What can we do instead? First, we can demand more from our search engines. We do not like monopolies in business because it drives up prices and stamps out innovation. Why should we accept the same in search? Google is not the only search platform out there - the other two search result pages did pretty well, placing Northam’s official website in the top two results. Yandex is a Russian-based search engine with a huge share of the Russian market and is heavily influenced by the Russian government, a fact that should make it a less appealing choice for American consumers. The second, DuckDuckGo, places a huge emphasis on user privacy, claiming zero tracking data and a ranking algorithm that aggregates results from different search engines to come up with best results. Baidu (in the collage at the top) is a Chinese search engine, which for similar reasons as for Yandex, may make it less appealing for American consumers. Yahoo! search is powered by Bing, so we can consider the search results from that platform as Bing results. Consider switching your default search page to a different engine and use it for a month or so - I’ve been Binging it since early September and do not feel a significant difference in search results.
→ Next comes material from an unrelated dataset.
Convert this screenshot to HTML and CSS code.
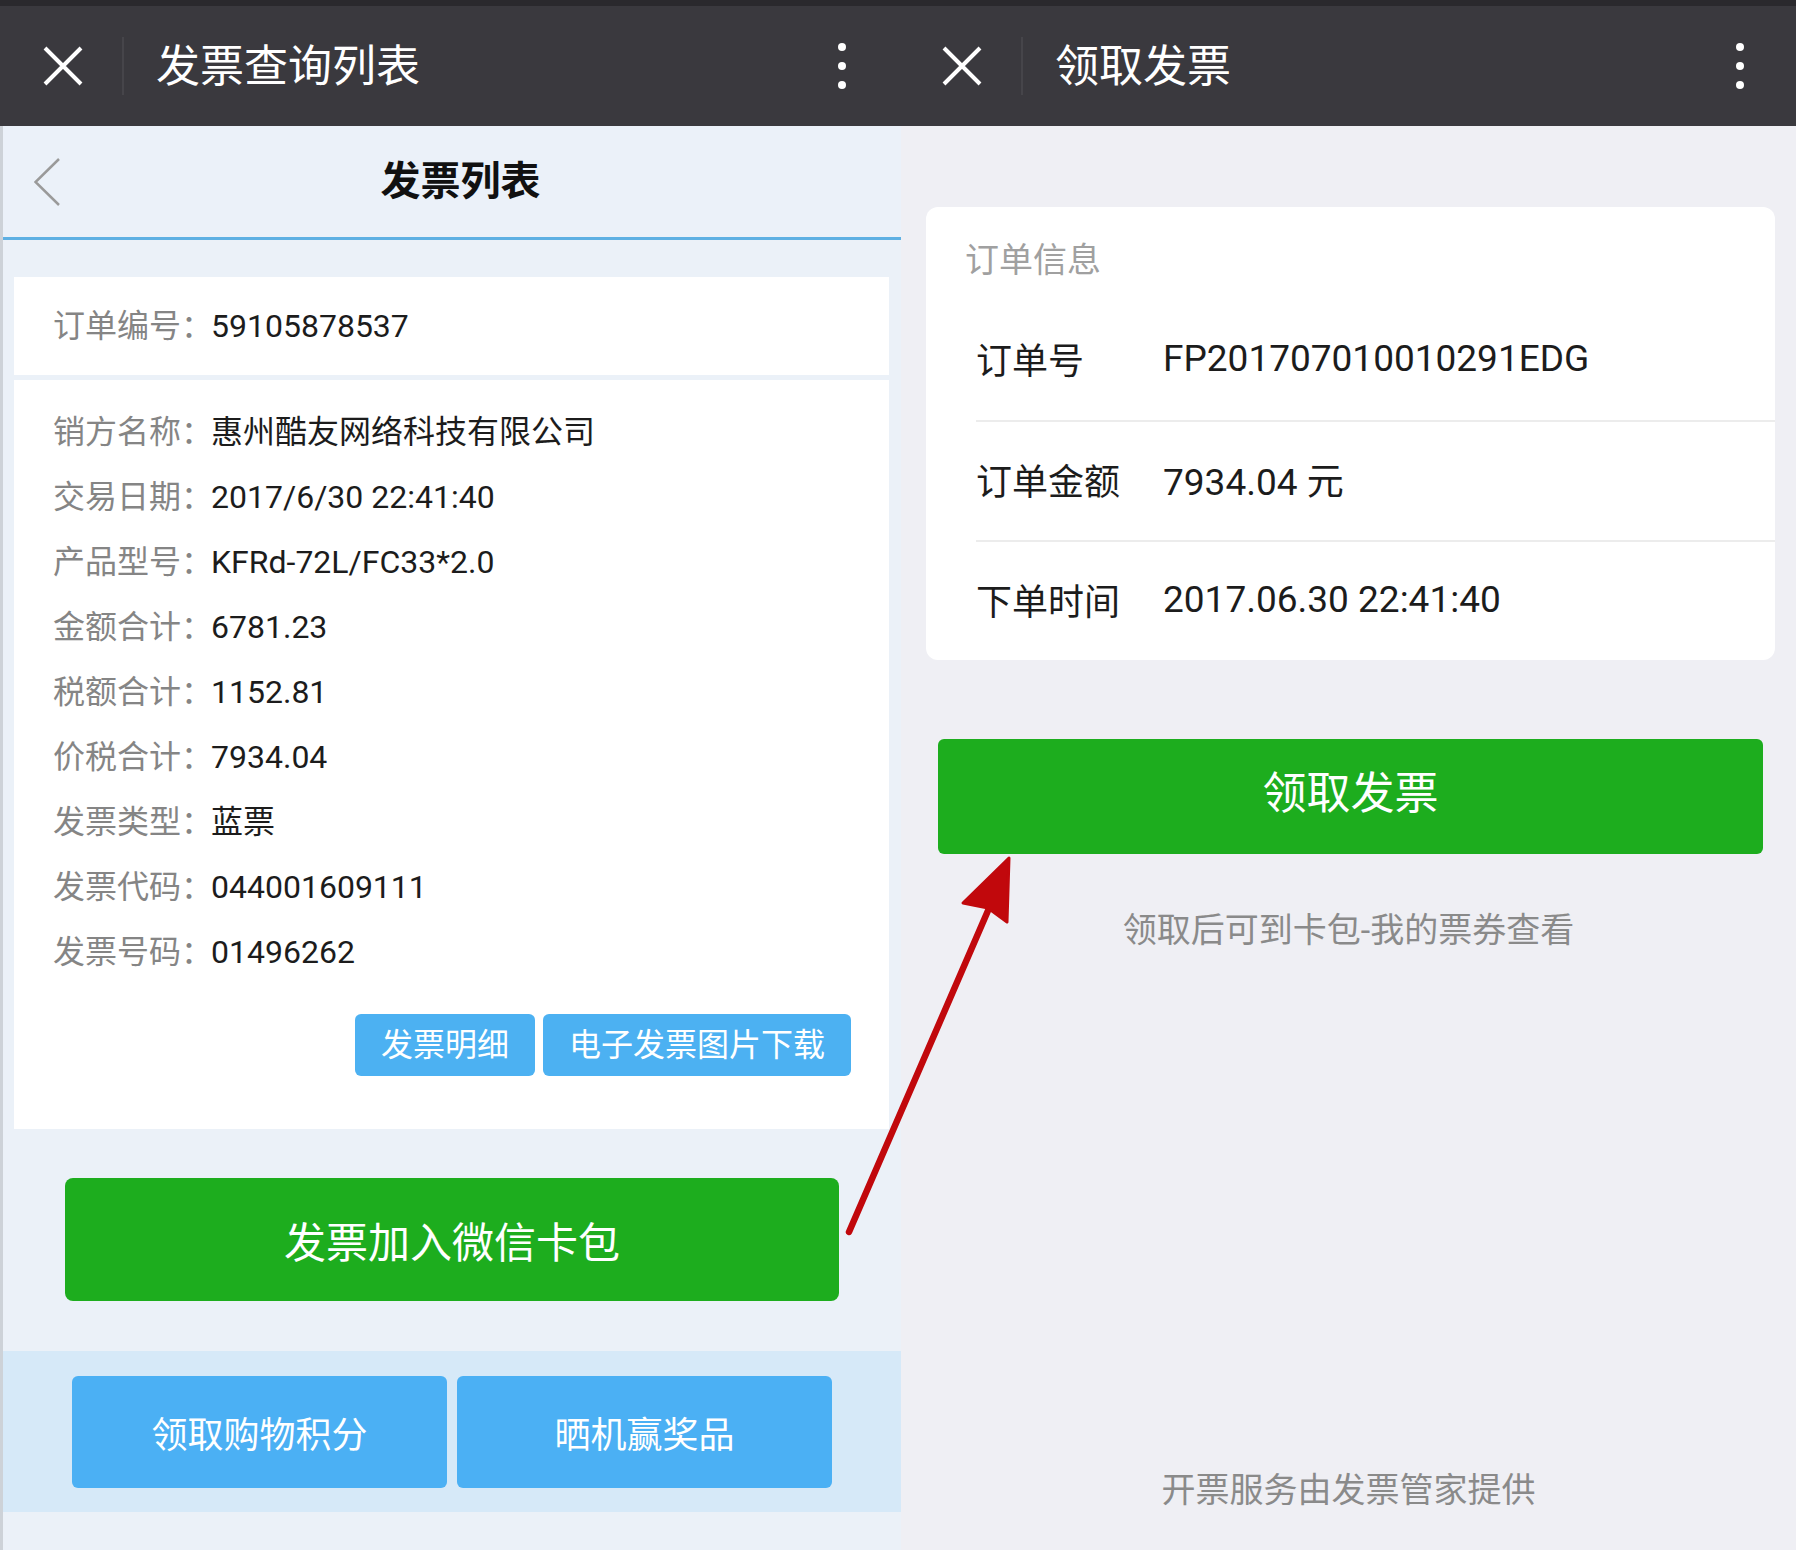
FILE: index.html
```html
<!DOCTYPE html>
<html lang="zh-CN">
<head>
<meta charset="utf-8">
<title>发票查询列表 / 领取发票</title>
<link rel="stylesheet" href="styles.css">
</head>
<body>
<div class="screen">
  <section class="panel panel-left">
    <header class="topbar">
      <svg class="close-icon" viewBox="0 0 40 40" width="40" height="40"><path d="M2 2 L38 38 M38 2 L2 38" stroke="#fff" stroke-width="4" fill="none"/></svg>
      <span class="topbar-sep"></span>
      <h1 class="topbar-title">发票查询列表</h1>
      <span class="more-dots"><i></i><i></i><i></i></span>
    </header>
    <div class="left-body">
      <div class="subheader">
        <svg class="back-icon" viewBox="0 0 26 48" width="26" height="48"><path d="M25 1 L1.5 24 L25 47" stroke="#9a9a9a" stroke-width="2.5" fill="none"/></svg>
        <h2 class="subheader-title">发票列表</h2>
      </div>
      <div class="left-content">
        <div class="card order-card">
          <div class="field"><span class="field-label">订单编号：</span><span class="field-value">59105878537</span></div>
        </div>
        <div class="card invoice-card">
          <div class="field"><span class="field-label">销方名称：</span><span class="field-value">惠州酷友网络科技有限公司</span></div>
          <div class="field"><span class="field-label">交易日期：</span><span class="field-value">2017/6/30 22:41:40</span></div>
          <div class="field"><span class="field-label">产品型号：</span><span class="field-value">KFRd-72L/FC33*2.0</span></div>
          <div class="field"><span class="field-label">金额合计：</span><span class="field-value">6781.23</span></div>
          <div class="field"><span class="field-label">税额合计：</span><span class="field-value">1152.81</span></div>
          <div class="field"><span class="field-label">价税合计：</span><span class="field-value">7934.04</span></div>
          <div class="field"><span class="field-label">发票类型：</span><span class="field-value">蓝票</span></div>
          <div class="field"><span class="field-label">发票代码：</span><span class="field-value">044001609111</span></div>
          <div class="field"><span class="field-label">发票号码：</span><span class="field-value">01496262</span></div>
          <div class="card-actions">
            <button class="btn-blue-sm">发票明细</button>
            <button class="btn-blue-sm">电子发票图片下载</button>
          </div>
        </div>
        <div class="add-wrap"><button class="btn-green btn-add">发票加入微信卡包</button></div>
        <div class="promo-band">
          <button class="btn-promo">领取购物积分</button>
          <button class="btn-promo">晒机赢奖品</button>
        </div>
      </div>
    </div>
  </section>

  <section class="panel panel-right">
    <header class="topbar topbar-right">
      <svg class="close-icon" viewBox="0 0 40 40" width="40" height="40"><path d="M2 2 L38 38 M38 2 L2 38" stroke="#fff" stroke-width="4" fill="none"/></svg>
      <span class="topbar-sep"></span>
      <h1 class="topbar-title">领取发票</h1>
      <span class="more-dots"><i></i><i></i><i></i></span>
    </header>
    <div class="right-body">
      <div class="order-info">
        <div class="order-info-title">订单信息</div>
        <div class="info-row"><span class="info-label">订单号</span><span class="info-value">FP201707010010291EDG</span></div>
        <div class="info-row"><span class="info-label">订单金额</span><span class="info-value">7934.04 元</span></div>
        <div class="info-row"><span class="info-label">下单时间</span><span class="info-value">2017.06.30 22:41:40</span></div>
      </div>
      <button class="btn-green btn-claim">领取发票</button>
      <p class="claim-tip">领取后可到卡包-我的票券查看</p>
      <p class="service-note">开票服务由发票管家提供</p>
    </div>
  </section>

  <svg class="annotation-arrow" viewBox="0 0 1796 1550" width="1796" height="1550">
    <path d="M849 1232 L990 906" stroke="#c1080c" stroke-width="6.5" stroke-linecap="round" fill="none"/>
    <polygon points="1009,858 963,903 988,908 1007,922" fill="#c1080c" stroke="#c1080c" stroke-width="3" stroke-linejoin="round"/>
  </svg>
</div>
</body>
</html>
```

FILE: styles.css
```css
* {
  box-sizing: border-box;
}

html, body {
  margin: 0;
  padding: 0;
}

body {
  width: 1796px;
  height: 1550px;
  overflow: hidden;
  font-family: Roboto, "Noto Sans CJK SC", sans-serif;
  background: #efeff4;
}

.screen {
  position: relative;
  display: flex;
  width: 1796px;
  height: 1550px;
}

.panel {
  display: flex;
  flex-direction: column;
  height: 1550px;
}

.panel-left {
  width: 901px;
  flex: none;
  background: #ebf1f8;
}

.panel-right {
  flex: 1;
  background: #efeff4;
}

/* ---------- top bar ---------- */
.topbar {
  display: flex;
  align-items: center;
  height: 126px;
  border-top: 6px solid #2a292d;
  background: #3a393e;
  padding-left: 43px;
  padding-right: 55px;
  flex: none;
}

.topbar-right {
  padding-left: 41px;
  padding-right: 52px;
}

.close-icon {
  display: block;
  flex: none;
}

.topbar-sep {
  width: 2px;
  height: 58px;
  margin-left: 39px;
  background: #46454a;
}

.topbar-title {
  margin: 2px 0 0 32px;
  font-size: 44px;
  font-weight: normal;
  color: #ffffff;
  line-height: 1;
  letter-spacing: 0;
}

.more-dots {
  margin-left: auto;
  display: flex;
  flex-direction: column;
  gap: 11px;
}

.more-dots i {
  display: block;
  width: 8px;
  height: 8px;
  border-radius: 50%;
  background: #ffffff;
}

/* ---------- left body ---------- */
.left-body {
  flex: 1;
  display: flex;
  flex-direction: column;
  border-left: 3px solid #cdd2d8;
}

.subheader {
  display: flex;
  align-items: center;
  height: 114px;
  padding-left: 31px;
  padding-right: 40px;
  background: #ebf1f9;
  border-bottom: 3px solid #5eb0e3;
}

.back-icon {
  display: block;
  flex: none;
}

.subheader-title {
  flex: 1;
  margin: 0;
  text-align: center;
  font-size: 40px;
  font-weight: bold;
  color: #111111;
  line-height: 1;
}

.left-content {
  flex: 1;
  display: flex;
  flex-direction: column;
  padding-top: 37px;
  background: #ebf1f8;
}

.card {
  background: #ffffff;
  margin: 0 12px 0 11px;
}

.order-card {
  padding: 29px 39px;
}

.invoice-card {
  margin-top: 5px;
  padding: 20px 38px 53px 39px;
}

.field {
  display: flex;
  font-size: 32px;
  line-height: 40px;
  white-space: nowrap;
}

.invoice-card .field {
  line-height: 65px;
}

.field-label {
  flex: none;
  width: 158px;
  overflow: visible;
  white-space: nowrap;
  color: #858585;
}

.field-value {
  color: #1c1c1c;
}

.card-actions {
  display: flex;
  justify-content: flex-end;
  gap: 8px;
  margin-top: 29px;
}

.btn-blue-sm {
  height: 62px;
  padding: 0 26px;
  border: none;
  border-radius: 6px;
  background: #4cb1f2;
  color: #ffffff;
  font-family: inherit;
  font-size: 32px;
  line-height: 62px;
  white-space: nowrap;
}

.btn-green {
  display: block;
  border: none;
  background: #1dad1e;
  color: #ffffff;
  font-family: inherit;
  text-align: center;
}

.add-wrap {
  padding: 49px 62px 0;
}

.btn-add {
  width: 100%;
  height: 123px;
  border-radius: 8px;
  font-size: 42px;
}

.promo-band {
  display: flex;
  gap: 10px;
  margin-top: 50px;
  padding: 25px 69px 24px;
  background: #d6e9f8;
}

.btn-promo {
  flex: 1;
  height: 112px;
  border: none;
  border-radius: 6px;
  background: #4bb0f4;
  color: #ffffff;
  font-family: inherit;
  font-size: 36px;
}

/* ---------- right body ---------- */
.right-body {
  flex: 1;
  display: flex;
  flex-direction: column;
}

.order-info {
  margin: 81px 21px 0 25px;
  background: #ffffff;
  border-radius: 12px;
}

.order-info-title {
  padding: 34px 0 21px 39px;
  font-size: 34px;
  line-height: 38px;
  color: #a0a0a0;
}

.info-row {
  display: flex;
  align-items: center;
  height: 120px;
  margin-left: 50px;
  padding-bottom: 4px;
  border-top: 2px solid #ececec;
  font-size: 36px;
  color: #1c1c1c;
}

.order-info-title + .info-row {
  border-top: none;
}

.info-label {
  width: 187px;
  flex: none;
}

.info-value {
  font-size: 37px;
}

.btn-claim {
  margin: 79px 33px 0 37px;
  height: 115px;
  padding-bottom: 14px;
  border-radius: 6px;
  font-size: 44px;
}

.claim-tip {
  margin: 56px 0 0;
  text-align: center;
  font-size: 34px;
  line-height: 40px;
  color: #8a8a8a;
}

.service-note {
  margin: auto 0 0;
  padding-bottom: 40px;
  text-align: center;
  font-size: 34px;
  line-height: 40px;
  color: #8a8a8a;
}

/* ---------- annotation ---------- */
.annotation-arrow {
  position: absolute;
  left: 0;
  top: 0;
  pointer-events: none;
}
```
Growing up in the digital age, it is important to get smarter about how technology shapes us, especially when it’s in this low-visibility way. I believe that search engines can be used as a public good that brings information knowledge to all kinds of places, but that the way that search is done today continues to inflate bubbles of political bias where people are overexposed to their own views and fail to recognize it. Instead of letting the search engine tell you what to think, remember that a search engine is just another tool - be critical about it and diversify where you get your information from.